* _DATASET CONTENT_:
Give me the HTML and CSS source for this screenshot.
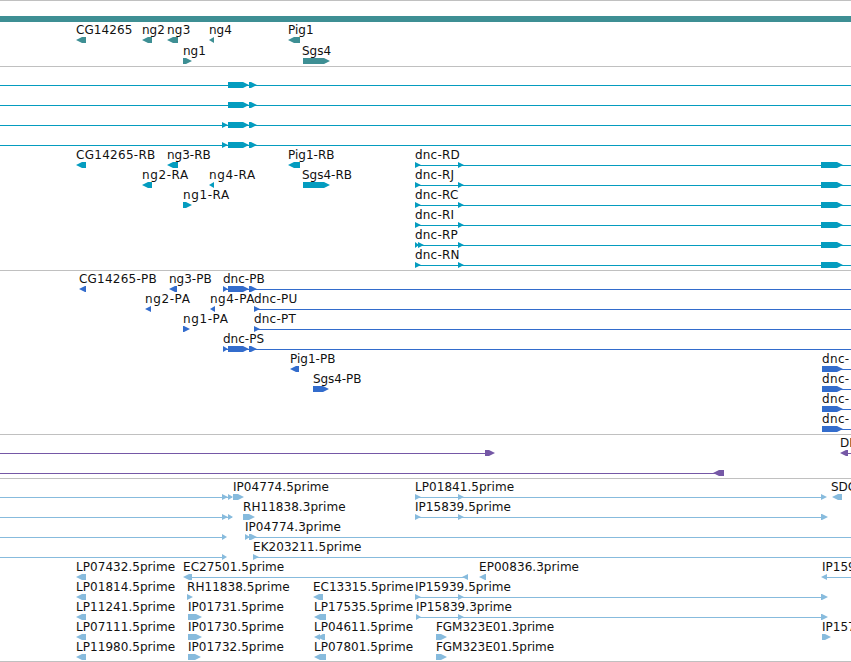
FILE: index.html
```html
<!DOCTYPE html>
<html lang="en">
<head>
<meta charset="utf-8">
<title>Genome browser</title>
<link rel="stylesheet" href="styles.css">
</head>
<body>
<main class="browser">
<section class="track genes" data-track="genes"></section>
<section class="track transcripts" data-track="transcripts"></section>
<section class="track proteins" data-track="proteins"></section>
<section class="track cdna" data-track="cdna"></section>
<section class="track ests" data-track="ests"></section>
</main>
<script src="tracks.js"></script>
</body>
</html>
```
FILE: styles.css
```css
body {
  margin: 0;
  background: #fff;
}

.browser {
  display: flex;
  flex-direction: column;
  width: 851px;
  height: 661px;
  overflow: hidden;
  border-bottom: 1px solid #c0c0c0;
}

.track {
  box-sizing: border-box;
  border-top: 1px solid #c0c0c0;
  overflow: hidden;
}

.track svg {
  display: block;
}

.genes { height: 66px; color: #3e8f94; }
.transcripts { height: 204px; color: #049cbf; }
.proteins { height: 164px; color: #336ccc; }
.cdna { height: 44px; color: #7558a6; }
.ests { height: 183px; color: #87bbdd; }

.feature,
.intron {
  fill: currentColor;
}

.intron {
  shape-rendering: crispEdges;
}

.label {
  fill: #111;
  font: 12px "DejaVu Sans", sans-serif;
}
```
FILE: tracks.js
```js
// Each row: [y, ...items]. Items are "=x1,x2" (intron line),
// ">x1,x2" / "<x1,x2" (exon pointing right / left), "-x1,x2" (plain bar)
// or "x:text:extra" (label above the row, widened by extra pixels).
const tracks = {
  genes: { top: 1, height: 65, rows: [
    [19, '-0,851'],
    [40, '76:CG14265:0.5', '<76,86', '142:ng2', '<142,152', '167:ng3:0.5', '<167,178', '209:ng4', '<209,214', '288:Pig1', '<288,300'],
    [61, '183:ng1', '>183,192', '302:Sgs4', '>303,330']
  ]},
  transcripts: { top: 67, height: 203, rows: [
    [85, '=0,851', '>228,249', '>249,257'],
    [105, '=0,851', '>228,249', '>249,257'],
    [125, '=0,851', '>222,228', '>228,249', '>249,257'],
    [145, '=0,851', '>222,228', '>228,249', '>249,257'],
    [165, '76:CG14265-RB:2.5', '<76,86', '167:ng3-RB', '<167,178', '288:Pig1-RB', '<288,300', '415:dnc-RD:1', '=415,851', '>415,421', '>458,464', '>821,843'],
    [185, '142:ng2-RA:3', '<142,152', '209:ng4-RA:3', '<209,214', '302:Sgs4-RB', '>303,330', '415:dnc-RJ:1', '=415,851', '>415,421', '>458,464', '>821,843'],
    [205, '183:ng1-RA:3', '>183,192', '415:dnc-RC:1', '=415,851', '>415,421', '>458,464', '>821,843'],
    [225, '415:dnc-RI:1', '=415,851', '>415,421', '>458,464', '>821,843'],
    [245, '415:dnc-RP:1', '=415,851', '>415,419', '>418,424', '>458,464', '>821,843'],
    [265, '415:dnc-RN:1', '=415,851', '>415,421', '>458,464', '>821,843']
  ]},
  proteins: { top: 271, height: 163, rows: [
    [289, '79:CG14265-PB:2', '<79,86', '169:ng3-PB', '<169,177', '223:dnc-PB', '=223,851', '>223,228', '>228,249', '>249,257'],
    [309, '145:ng2-PA:3', '<145,151', '210:ng4-PA:2.5', '<210,215', '254:dnc-PU:1', '=254,851', '>254,260'],
    [329, '183:ng1-PA:3', '>183,190', '254:dnc-PT:1', '=254,851', '>254,260'],
    [349, '223:dnc-PS', '=223,851', '>223,228', '>228,249', '>249,257'],
    [369, '290:Pig1-PB', '<290,299', '822:dnc-:1', '=822,851', '>822,843'],
    [389, '313:Sgs4-PB:-0.5', '>313,329', '822:dnc-:1', '=822,851', '>822,843'],
    [409, '822:dnc-:1', '=822,851', '>822,843'],
    [429, '822:dnc-:1', '=822,851', '>822,843']
  ]},
  cdna: { top: 435, height: 43, rows: [
    [453, '=0,490', '>485,495', '840:DI', '=845,851', '<840,848'],
    [473, '=0,718', '<713,724']
  ]},
  ests: { top: 479, height: 182, rows: [
    [497, '=0,232', '>222,228', '>228,233', '233:IP04774.5prime:0.6', '>233,244', '415:LP01841.5prime:0.6', '=415,824', '>415,421', '>458,464', '>821,827', '831:SDC', '<832,842'],
    [517, '=0,232', '>222,228', '>228,233', '243:RH11838.3prime:0.6', '>243,255', '415:IP15839.5prime:0.6', '=415,824', '>415,421', '>458,464', '>821,828'],
    [537, '=0,225', '>222,227', '245:IP04774.3prime:0.6', '=247,851', '>245,250', '>249,257'],
    [557, '=0,225', '>222,227', '253:EK203211.5prime:0.6', '=253,851', '>253,259'],
    [577, '76:LP07432.5prime:0.6', '<76,86', '183:EC27501.5prime:0.6', '=188,466', '<183,192', '<462,468', '479:EP00836.3prime:0.6', '<479,486', '822:IP159', '=824,851', '<821,827'],
    [597, '76:LP01814.5prime:0.6', '<76,86', '187:RH11838.5prime:0.6', '>187,193', '313:EC13315.5prime', '<313,323', '415:IP15939.5prime:0.6', '=415,824', '>415,421', '>458,464', '>821,828'],
    [617, '76:LP11241.5prime:0.6', '<76,86', '188:IP01731.5prime:0.6', '>188,202', '314:LP17535.5prime:0.6', '<314,326', '416:IP15839.3prime:0.6', '=416,824', '>416,421', '>458,464', '>821,828'],
    [637, '76:LP07111.5prime:0.6', '<76,86', '188:IP01730.5prime:0.6', '>188,202', '314:LP04611.5prime:0.6', '<314,320', '<317,325', '436:FGM323E01.3prime:-0.6', '>436,447', '822:IP157', '>822,831'],
    [657, '76:LP11980.5prime:0.6', '<76,86', '188:IP01732.5prime:0.6', '>188,201', '314:LP07801.5prime:0.6', '<314,326', '436:FGM323E01.5prime:-0.6', '>436,447']
  ]}
};

function exonPoints(dir, a, b, y) {
  const head = Math.min(b - a, 6);
  const t = y - 3, m = y, d = y + 3;
  return dir === '>'
    ? `${a},${t} ${b - head},${t} ${b},${m} ${b - head},${d} ${a},${d}`
    : `${b},${t} ${a + head},${t} ${a},${m} ${a + head},${d} ${b},${d}`;
}

function drawItem(item, y) {
  const kind = item[0];
  if (!'=-<>'.includes(kind)) {
    const [x, text, extra = 0] = item.split(':');
    const spacing = (extra / (text.length - 1)).toFixed(3);
    return `<text class="label" x="${x}" y="${y - 6}" letter-spacing="${spacing}">${text}</text>`;
  }
  const [a, b] = item.slice(1).split(',').map(Number);
  if (kind === '=') return `<rect class="intron" x="${a}" y="${y}" width="${b - a}" height="1"/>`;
  if (kind === '-') return `<rect class="feature" x="${a}" y="${y - 3}" width="${b - a}" height="6"/>`;
  return `<polygon class="feature" points="${exonPoints(kind, a, b, y)}"/>`;
}

document.querySelectorAll('[data-track]').forEach(el => {
  const { top, height, rows } = tracks[el.dataset.track];
  const shapes = rows.flatMap(([y, ...items]) => items.map(i => drawItem(i, y)));
  el.innerHTML = `<svg width="851" height="${height}" viewBox="0 ${top} 851 ${height}">${shapes.join('')}</svg>`;
});
```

* _GOAL OF THE EXERCISE_: Leaving out the pictures, repeat the data above exactly.

* _FULL ANSWER_:
Give me the HTML and CSS source for this screenshot.
FILE: index.html
```html
<!DOCTYPE html>
<html lang="en">
<head>
<meta charset="utf-8">
<title>Genome browser</title>
<link rel="stylesheet" href="styles.css">
</head>
<body>
<main class="browser">
<section class="track genes" data-track="genes"></section>
<section class="track transcripts" data-track="transcripts"></section>
<section class="track proteins" data-track="proteins"></section>
<section class="track cdna" data-track="cdna"></section>
<section class="track ests" data-track="ests"></section>
</main>
<script src="tracks.js"></script>
</body>
</html>
```
FILE: styles.css
```css
body {
  margin: 0;
  background: #fff;
}

.browser {
  display: flex;
  flex-direction: column;
  width: 851px;
  height: 661px;
  overflow: hidden;
  border-bottom: 1px solid #c0c0c0;
}

.track {
  box-sizing: border-box;
  border-top: 1px solid #c0c0c0;
  overflow: hidden;
}

.track svg {
  display: block;
}

.genes { height: 66px; color: #3e8f94; }
.transcripts { height: 204px; color: #049cbf; }
.proteins { height: 164px; color: #336ccc; }
.cdna { height: 44px; color: #7558a6; }
.ests { height: 183px; color: #87bbdd; }

.feature,
.intron {
  fill: currentColor;
}

.intron {
  shape-rendering: crispEdges;
}

.label {
  fill: #111;
  font: 12px "DejaVu Sans", sans-serif;
}
```
FILE: tracks.js
```js
// Each row: [y, ...items]. Items are "=x1,x2" (intron line),
// ">x1,x2" / "<x1,x2" (exon pointing right / left), "-x1,x2" (plain bar)
// or "x:text:extra" (label above the row, widened by extra pixels).
const tracks = {
  genes: { top: 1, height: 65, rows: [
    [19, '-0,851'],
    [40, '76:CG14265:0.5', '<76,86', '142:ng2', '<142,152', '167:ng3:0.5', '<167,178', '209:ng4', '<209,214', '288:Pig1', '<288,300'],
    [61, '183:ng1', '>183,192', '302:Sgs4', '>303,330']
  ]},
  transcripts: { top: 67, height: 203, rows: [
    [85, '=0,851', '>228,249', '>249,257'],
    [105, '=0,851', '>228,249', '>249,257'],
    [125, '=0,851', '>222,228', '>228,249', '>249,257'],
    [145, '=0,851', '>222,228', '>228,249', '>249,257'],
    [165, '76:CG14265-RB:2.5', '<76,86', '167:ng3-RB', '<167,178', '288:Pig1-RB', '<288,300', '415:dnc-RD:1', '=415,851', '>415,421', '>458,464', '>821,843'],
    [185, '142:ng2-RA:3', '<142,152', '209:ng4-RA:3', '<209,214', '302:Sgs4-RB', '>303,330', '415:dnc-RJ:1', '=415,851', '>415,421', '>458,464', '>821,843'],
    [205, '183:ng1-RA:3', '>183,192', '415:dnc-RC:1', '=415,851', '>415,421', '>458,464', '>821,843'],
    [225, '415:dnc-RI:1', '=415,851', '>415,421', '>458,464', '>821,843'],
    [245, '415:dnc-RP:1', '=415,851', '>415,419', '>418,424', '>458,464', '>821,843'],
    [265, '415:dnc-RN:1', '=415,851', '>415,421', '>458,464', '>821,843']
  ]},
  proteins: { top: 271, height: 163, rows: [
    [289, '79:CG14265-PB:2', '<79,86', '169:ng3-PB', '<169,177', '223:dnc-PB', '=223,851', '>223,228', '>228,249', '>249,257'],
    [309, '145:ng2-PA:3', '<145,151', '210:ng4-PA:2.5', '<210,215', '254:dnc-PU:1', '=254,851', '>254,260'],
    [329, '183:ng1-PA:3', '>183,190', '254:dnc-PT:1', '=254,851', '>254,260'],
    [349, '223:dnc-PS', '=223,851', '>223,228', '>228,249', '>249,257'],
    [369, '290:Pig1-PB', '<290,299', '822:dnc-:1', '=822,851', '>822,843'],
    [389, '313:Sgs4-PB:-0.5', '>313,329', '822:dnc-:1', '=822,851', '>822,843'],
    [409, '822:dnc-:1', '=822,851', '>822,843'],
    [429, '822:dnc-:1', '=822,851', '>822,843']
  ]},
  cdna: { top: 435, height: 43, rows: [
    [453, '=0,490', '>485,495', '840:DI', '=845,851', '<840,848'],
    [473, '=0,718', '<713,724']
  ]},
  ests: { top: 479, height: 182, rows: [
    [497, '=0,232', '>222,228', '>228,233', '233:IP04774.5prime:0.6', '>233,244', '415:LP01841.5prime:0.6', '=415,824', '>415,421', '>458,464', '>821,827', '831:SDC', '<832,842'],
    [517, '=0,232', '>222,228', '>228,233', '243:RH11838.3prime:0.6', '>243,255', '415:IP15839.5prime:0.6', '=415,824', '>415,421', '>458,464', '>821,828'],
    [537, '=0,225', '>222,227', '245:IP04774.3prime:0.6', '=247,851', '>245,250', '>249,257'],
    [557, '=0,225', '>222,227', '253:EK203211.5prime:0.6', '=253,851', '>253,259'],
    [577, '76:LP07432.5prime:0.6', '<76,86', '183:EC27501.5prime:0.6', '=188,466', '<183,192', '<462,468', '479:EP00836.3prime:0.6', '<479,486', '822:IP159', '=824,851', '<821,827'],
    [597, '76:LP01814.5prime:0.6', '<76,86', '187:RH11838.5prime:0.6', '>187,193', '313:EC13315.5prime', '<313,323', '415:IP15939.5prime:0.6', '=415,824', '>415,421', '>458,464', '>821,828'],
    [617, '76:LP11241.5prime:0.6', '<76,86', '188:IP01731.5prime:0.6', '>188,202', '314:LP17535.5prime:0.6', '<314,326', '416:IP15839.3prime:0.6', '=416,824', '>416,421', '>458,464', '>821,828'],
    [637, '76:LP07111.5prime:0.6', '<76,86', '188:IP01730.5prime:0.6', '>188,202', '314:LP04611.5prime:0.6', '<314,320', '<317,325', '436:FGM323E01.3prime:-0.6', '>436,447', '822:IP157', '>822,831'],
    [657, '76:LP11980.5prime:0.6', '<76,86', '188:IP01732.5prime:0.6', '>188,201', '314:LP07801.5prime:0.6', '<314,326', '436:FGM323E01.5prime:-0.6', '>436,447']
  ]}
};

function exonPoints(dir, a, b, y) {
  const head = Math.min(b - a, 6);
  const t = y - 3, m = y, d = y + 3;
  return dir === '>'
    ? `${a},${t} ${b - head},${t} ${b},${m} ${b - head},${d} ${a},${d}`
    : `${b},${t} ${a + head},${t} ${a},${m} ${a + head},${d} ${b},${d}`;
}

function drawItem(item, y) {
  const kind = item[0];
  if (!'=-<>'.includes(kind)) {
    const [x, text, extra = 0] = item.split(':');
    const spacing = (extra / (text.length - 1)).toFixed(3);
    return `<text class="label" x="${x}" y="${y - 6}" letter-spacing="${spacing}">${text}</text>`;
  }
  const [a, b] = item.slice(1).split(',').map(Number);
  if (kind === '=') return `<rect class="intron" x="${a}" y="${y}" width="${b - a}" height="1"/>`;
  if (kind === '-') return `<rect class="feature" x="${a}" y="${y - 3}" width="${b - a}" height="6"/>`;
  return `<polygon class="feature" points="${exonPoints(kind, a, b, y)}"/>`;
}

document.querySelectorAll('[data-track]').forEach(el => {
  const { top, height, rows } = tracks[el.dataset.track];
  const shapes = rows.flatMap(([y, ...items]) => items.map(i => drawItem(i, y)));
  el.innerHTML = `<svg width="851" height="${height}" viewBox="0 ${top} 851 ${height}">${shapes.join('')}</svg>`;
});
```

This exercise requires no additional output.